The designs of a trailblazing fashion designer who helped kickstart the female revolution of the 1960s and 70s are on display at the Bendigo Art Gallery.
Mary Quant: Fashion Revolutionary opens on Saturday and showcases the vibrant alternative to the traditional dresses young working women were choosing in the 1960s.
Bendigo Art Gallery director Jessica Bridgfoot said with the coronavirus events of the past 12 months, it was a relief to be able to launch the exhibition originally created by London's Victoria and Albert Museum.
"Things were up in the air for a while and we were wondering at one point if we would be able to deliver this show," she said. "But the V&A really pulled out all stops to make it happen and here we are with our first big international show of the new decade."
Ms Bridgfoot said the gallery had received a positive reaction from patrons since announcing the exhibition at the start of the year.
"A lot of people have been posting on social media, which is always a good litmus test," she said. "We have also had people ringing saying 'I have Quant stockings and a dress, would you like it?' people are really getting on board.
"I think what's unique and great about this exhibition is it's not only an exhibition about a fantastic designer, it's about a social movement. There are a lot of people in Australia who were a part of that (1960s era) and have fond memories of it."
The gallery is able to host 900 people a day to the exhibition under COVID-19 restriction. Ms Bridgfoot believed The Mary Quant exhibit was one of the biggest arts and design exhibitions to launch in Victoria since the end of lockdown.
"That's still a significant amount of people, so we're feeling confident that we will be able to facilitate enough people through gallery to make it a hit but also do it in a safe way," Ms Bridgfoot said.
"Already we have had most pre-ticket sales we have ever had. It shows people are planning.
"The NGV Triennial is huge but this is the other big art and design event that is happening at the moment. Things slowly getting back but we are able to go out with a bang with something that is bright, colourful and joyous. The planets have aligned for us."
Australian fashion designer Prue Acton, who rose to prominence at the same time as Mary Quant in the 1960s, viewed the exhibition at the media launch on Friday.
She said the simple garments were one of the first steps in the female revolution that gathered strong momentum in the 1970s.
"It really was critical is that young girls had some money and opportunity," she said. "We still had no agency over our bodies. There was no legal abortion, we had no bank accounts, no ability to have a mortgage and police wouldn't come if there was domestic violence.
"All those things continued to the '70s but I reckon that revolution that happened in the 1970s started in the 1960s."
Ms Acton began designing dresses in the late 1950s at art school before launching her own label in 1961.

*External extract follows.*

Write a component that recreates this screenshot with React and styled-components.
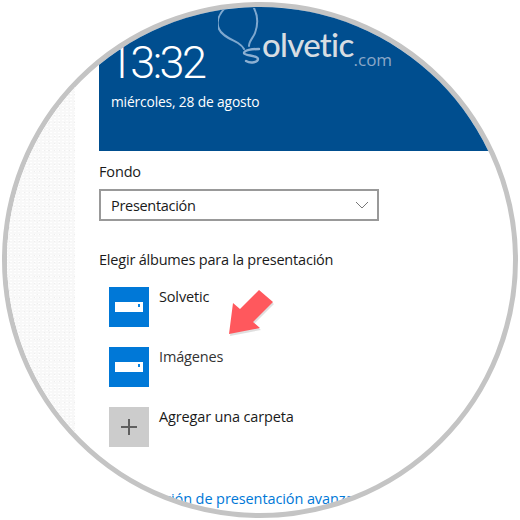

"I was making a new dress every week to go out dancing in and I remember my friends saying you're going to be Australia's Mary Quant," Ms Acton said. "I hadn't even thought of being fashion designer, that was my first intro to her.
"In 1961 my own label it took off and I ended up in New York just after Mary Quant had her show in Young New Yorker at Lord and Taylor on Fifth Avenue. Then Yves Saint Laurent (showed) and then me.
"They're very simple garments that aren't over-styled. They're colourful, easy to wear and, of course, they went shorter until Mary Quant labelled them 'the mini'."